YOUR TASK: All lines below must be repeated exactly, with the pictures omitted.

DATA LINES:
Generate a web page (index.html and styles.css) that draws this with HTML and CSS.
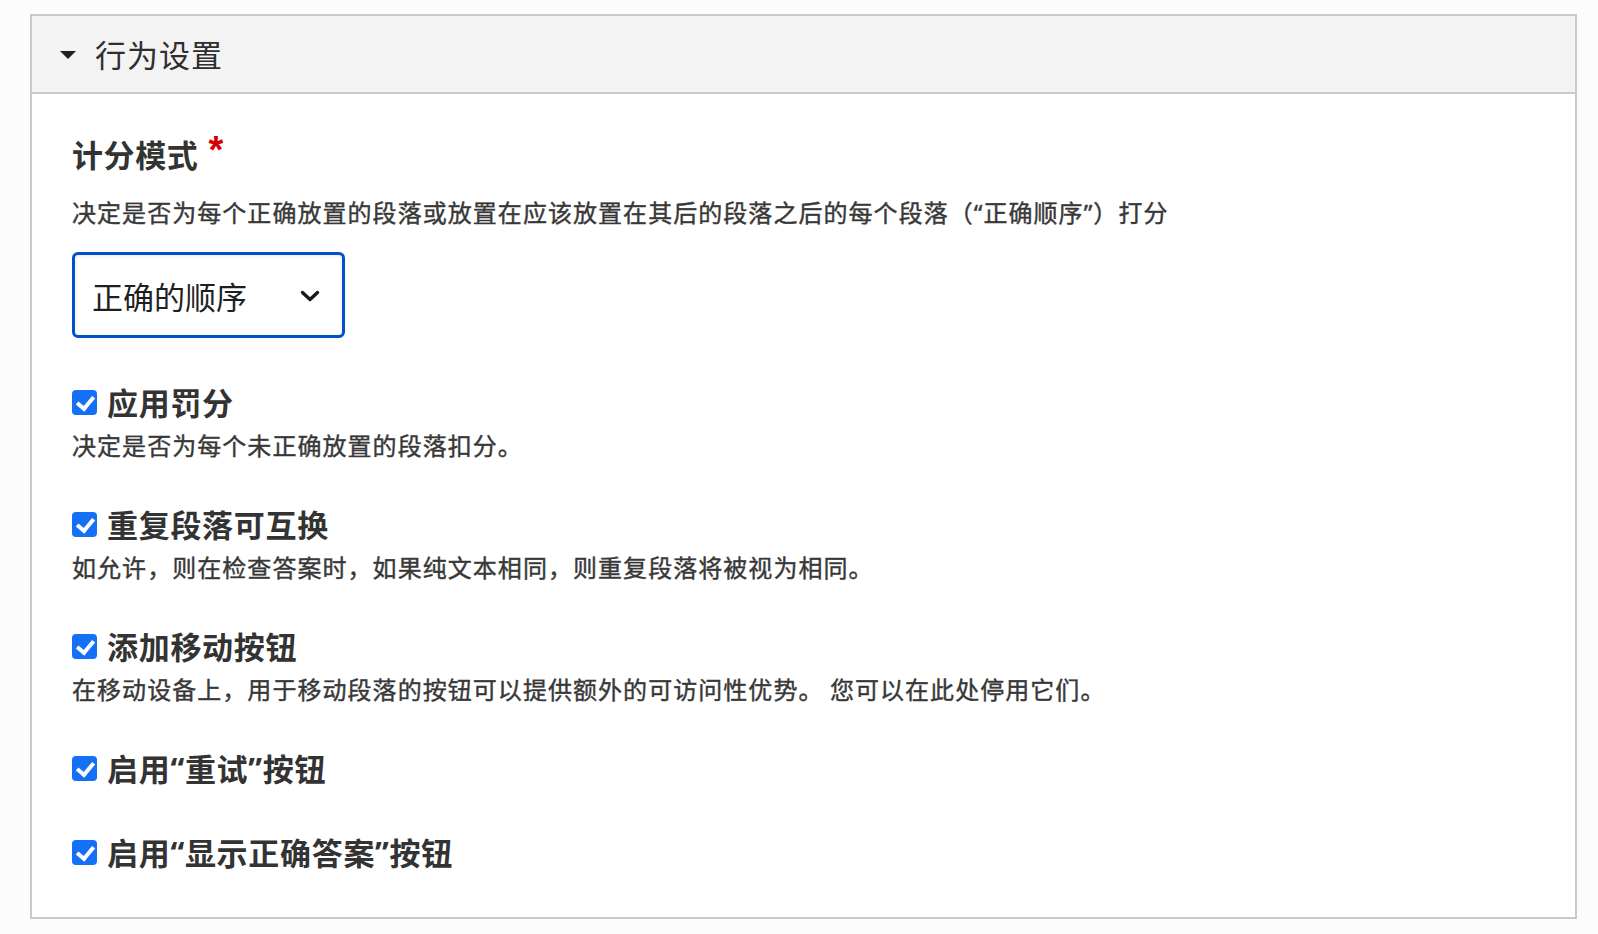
FILE: index.html
```html
<!DOCTYPE html>
<html lang="zh-CN">
  <head>
    <meta charset="UTF-8" />
    <meta name="viewport" content="width=device-width, initial-scale=1.0" />
    <title>行为设置</title>
    <link rel="stylesheet" href="styles.css">
  </head>
  <body>
    <details class="settings-box" open>
      <summary class="settings-header">
        <span class="header-arrow"></span>
        <span class="header-title">行为设置</span>
      </summary>
      <div class="settings-content">
        <div class="form-item">
          <label class="field-label" for="mode">计分模式<span class="required">*</span></label>
          <div class="field-desc">决定是否为每个正确放置的段落或放置在应该放置在其后的段落之后的每个段落（<span class="quote">“</span>正确顺序<span class="quote">”</span>）打分</div>
          <div class="select-wrap">
            <select id="mode" class="form-select">
              <option>正确的顺序</option>
              <option>正确的位置</option>
            </select>
            <svg class="select-chevron" width="22" height="14" viewBox="0 0 22 14">
              <path d="M3.5 3.5 L11 10.5 L18.5 3.5" fill="none" stroke="#1a1a1a" stroke-width="3.4" stroke-linecap="round" stroke-linejoin="round" />
            </svg>
          </div>
        </div>

        <div class="form-item check-item">
          <label class="check-label">
            <input type="checkbox" class="check-input" checked />
            <span class="check-box"></span>
            应用罚分
          </label>
          <div class="field-desc check-desc">决定是否为每个未正确放置的段落扣分。</div>
        </div>

        <div class="form-item check-item">
          <label class="check-label">
            <input type="checkbox" class="check-input" checked />
            <span class="check-box"></span>
            重复段落可互换
          </label>
          <div class="field-desc check-desc">如允许，则在检查答案时，如果纯文本相同，则重复段落将被视为相同。</div>
        </div>

        <div class="form-item check-item">
          <label class="check-label">
            <input type="checkbox" class="check-input" checked />
            <span class="check-box"></span>
            添加移动按钮
          </label>
          <div class="field-desc check-desc">在移动设备上，用于移动段落的按钮可以提供额外的可访问性优势。 您可以在此处停用它们。</div>
        </div>

        <div class="form-item check-item">
          <label class="check-label">
            <input type="checkbox" class="check-input" checked />
            <span class="check-box"></span>
            启用<span class="quote">“</span>重试<span class="quote">”</span>按钮
          </label>
        </div>

        <div class="form-item check-item check-item-last">
          <label class="check-label">
            <input type="checkbox" class="check-input" checked />
            <span class="check-box"></span>
            启用<span class="quote">“</span>显示正确答案<span class="quote">”</span>按钮
          </label>
        </div>
      </div>
    </details>
  </body>
</html>
```

FILE: styles.css
```css
body {
  margin: 0;
  padding: 14px 21px 19px 30px;
  background: #fcfcfc;
  font-family: "Noto Sans CJK SC", "Noto Sans", sans-serif;
  color: #333;
}
.settings-box {
  border: 2px solid #c9c9c9;
  background: #fff;
}
.settings-header {
  display: flex;
  align-items: center;
  height: 76px;
  padding-left: 28px;
  background: #f3f3f3;
  border-bottom: 2px solid #c9c9c9;
  list-style: none;
  cursor: pointer;
}
.settings-header::-webkit-details-marker {
  display: none;
}
.header-arrow {
  width: 0;
  height: 0;
  border-left: 8px solid transparent;
  border-right: 8px solid transparent;
  border-top: 8px solid #1f1f1f;
  margin-right: 19px;
  margin-top: 2px;
}
.header-title {
  font-size: 31px;
  font-weight: 400;
  line-height: 40px;
  color: #2e2e2e;
  letter-spacing: 1px;
}
.settings-content {
  padding: 40px 40px 45px 40px;
}
.quote {
  font-family: "Noto Sans", "Liberation Sans", sans-serif;
}
.field-label {
  display: block;
  font-size: 31px;
  font-weight: 700;
  line-height: 40px;
  letter-spacing: 0.6px;
  color: #333;
}
.required {
  color: #d20000;
  margin-left: 10px;
  font-family: "Liberation Sans", sans-serif;
  font-size: 38px;
  font-weight: 700;
  line-height: 0;
  vertical-align: 4px;
}
.field-desc {
  font-size: 24px;
  font-weight: 400;
  line-height: 34px;
  letter-spacing: 1.05px;
  color: #383838;
  -webkit-text-stroke: 0.4px #383838;
  margin-top: 21px;
}
.select-wrap {
  position: relative;
  width: 273px;
  margin-top: 22px;
}
.form-select {
  display: block;
  width: 273px;
  height: 86px;
  padding: 0 50px 0 17px;
  border: 3px solid #0051cc;
  border-radius: 6px;
  background: #fff;
  font-family: inherit;
  font-size: 31px;
  color: #1f1f1f;
  appearance: none;
  -webkit-appearance: none;
  box-shadow: inset 0 1px 4px rgba(0, 0, 0, 0.08);
}
.select-chevron {
  position: absolute;
  right: 24px;
  top: 37px;
  pointer-events: none;
}
.check-item {
  margin-top: 44px;
}
.check-item + .check-item {
  margin-top: 42px;
}
.check-item-last.check-item {
  margin-top: 44px;
}
.check-label {
  display: flex;
  align-items: center;
  font-size: 31px;
  font-weight: 700;
  line-height: 40px;
  letter-spacing: 0.7px;
  color: #333;
}
.check-input {
  display: none;
}
.check-box {
  position: relative;
  width: 25px;
  height: 25px;
  border-radius: 4px;
  background: #1471f6;
  margin-right: 10px;
  flex-shrink: 0;
}
.check-box::after {
  content: "";
  position: absolute;
  left: 8px;
  top: 3px;
  width: 7px;
  height: 13px;
  border-right: 4px solid #fff;
  border-bottom: 4px solid #fff;
  transform: rotate(40deg);
}
.check-desc {
  margin-top: 6px;
}
```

PROBLEM SOLUTION:
Generate a web page (index.html and styles.css) that draws this with HTML and CSS.
FILE: index.html
```html
<!DOCTYPE html>
<html lang="zh-CN">
  <head>
    <meta charset="UTF-8" />
    <meta name="viewport" content="width=device-width, initial-scale=1.0" />
    <title>行为设置</title>
    <link rel="stylesheet" href="styles.css">
  </head>
  <body>
    <details class="settings-box" open>
      <summary class="settings-header">
        <span class="header-arrow"></span>
        <span class="header-title">行为设置</span>
      </summary>
      <div class="settings-content">
        <div class="form-item">
          <label class="field-label" for="mode">计分模式<span class="required">*</span></label>
          <div class="field-desc">决定是否为每个正确放置的段落或放置在应该放置在其后的段落之后的每个段落（<span class="quote">“</span>正确顺序<span class="quote">”</span>）打分</div>
          <div class="select-wrap">
            <select id="mode" class="form-select">
              <option>正确的顺序</option>
              <option>正确的位置</option>
            </select>
            <svg class="select-chevron" width="22" height="14" viewBox="0 0 22 14">
              <path d="M3.5 3.5 L11 10.5 L18.5 3.5" fill="none" stroke="#1a1a1a" stroke-width="3.4" stroke-linecap="round" stroke-linejoin="round" />
            </svg>
          </div>
        </div>

        <div class="form-item check-item">
          <label class="check-label">
            <input type="checkbox" class="check-input" checked />
            <span class="check-box"></span>
            应用罚分
          </label>
          <div class="field-desc check-desc">决定是否为每个未正确放置的段落扣分。</div>
        </div>

        <div class="form-item check-item">
          <label class="check-label">
            <input type="checkbox" class="check-input" checked />
            <span class="check-box"></span>
            重复段落可互换
          </label>
          <div class="field-desc check-desc">如允许，则在检查答案时，如果纯文本相同，则重复段落将被视为相同。</div>
        </div>

        <div class="form-item check-item">
          <label class="check-label">
            <input type="checkbox" class="check-input" checked />
            <span class="check-box"></span>
            添加移动按钮
          </label>
          <div class="field-desc check-desc">在移动设备上，用于移动段落的按钮可以提供额外的可访问性优势。 您可以在此处停用它们。</div>
        </div>

        <div class="form-item check-item">
          <label class="check-label">
            <input type="checkbox" class="check-input" checked />
            <span class="check-box"></span>
            启用<span class="quote">“</span>重试<span class="quote">”</span>按钮
          </label>
        </div>

        <div class="form-item check-item check-item-last">
          <label class="check-label">
            <input type="checkbox" class="check-input" checked />
            <span class="check-box"></span>
            启用<span class="quote">“</span>显示正确答案<span class="quote">”</span>按钮
          </label>
        </div>
      </div>
    </details>
  </body>
</html>
```

FILE: styles.css
```css
body {
  margin: 0;
  padding: 14px 21px 19px 30px;
  background: #fcfcfc;
  font-family: "Noto Sans CJK SC", "Noto Sans", sans-serif;
  color: #333;
}
.settings-box {
  border: 2px solid #c9c9c9;
  background: #fff;
}
.settings-header {
  display: flex;
  align-items: center;
  height: 76px;
  padding-left: 28px;
  background: #f3f3f3;
  border-bottom: 2px solid #c9c9c9;
  list-style: none;
  cursor: pointer;
}
.settings-header::-webkit-details-marker {
  display: none;
}
.header-arrow {
  width: 0;
  height: 0;
  border-left: 8px solid transparent;
  border-right: 8px solid transparent;
  border-top: 8px solid #1f1f1f;
  margin-right: 19px;
  margin-top: 2px;
}
.header-title {
  font-size: 31px;
  font-weight: 400;
  line-height: 40px;
  color: #2e2e2e;
  letter-spacing: 1px;
}
.settings-content {
  padding: 40px 40px 45px 40px;
}
.quote {
  font-family: "Noto Sans", "Liberation Sans", sans-serif;
}
.field-label {
  display: block;
  font-size: 31px;
  font-weight: 700;
  line-height: 40px;
  letter-spacing: 0.6px;
  color: #333;
}
.required {
  color: #d20000;
  margin-left: 10px;
  font-family: "Liberation Sans", sans-serif;
  font-size: 38px;
  font-weight: 700;
  line-height: 0;
  vertical-align: 4px;
}
.field-desc {
  font-size: 24px;
  font-weight: 400;
  line-height: 34px;
  letter-spacing: 1.05px;
  color: #383838;
  -webkit-text-stroke: 0.4px #383838;
  margin-top: 21px;
}
.select-wrap {
  position: relative;
  width: 273px;
  margin-top: 22px;
}
.form-select {
  display: block;
  width: 273px;
  height: 86px;
  padding: 0 50px 0 17px;
  border: 3px solid #0051cc;
  border-radius: 6px;
  background: #fff;
  font-family: inherit;
  font-size: 31px;
  color: #1f1f1f;
  appearance: none;
  -webkit-appearance: none;
  box-shadow: inset 0 1px 4px rgba(0, 0, 0, 0.08);
}
.select-chevron {
  position: absolute;
  right: 24px;
  top: 37px;
  pointer-events: none;
}
.check-item {
  margin-top: 44px;
}
.check-item + .check-item {
  margin-top: 42px;
}
.check-item-last.check-item {
  margin-top: 44px;
}
.check-label {
  display: flex;
  align-items: center;
  font-size: 31px;
  font-weight: 700;
  line-height: 40px;
  letter-spacing: 0.7px;
  color: #333;
}
.check-input {
  display: none;
}
.check-box {
  position: relative;
  width: 25px;
  height: 25px;
  border-radius: 4px;
  background: #1471f6;
  margin-right: 10px;
  flex-shrink: 0;
}
.check-box::after {
  content: "";
  position: absolute;
  left: 8px;
  top: 3px;
  width: 7px;
  height: 13px;
  border-right: 4px solid #fff;
  border-bottom: 4px solid #fff;
  transform: rotate(40deg);
}
.check-desc {
  margin-top: 6px;
}
```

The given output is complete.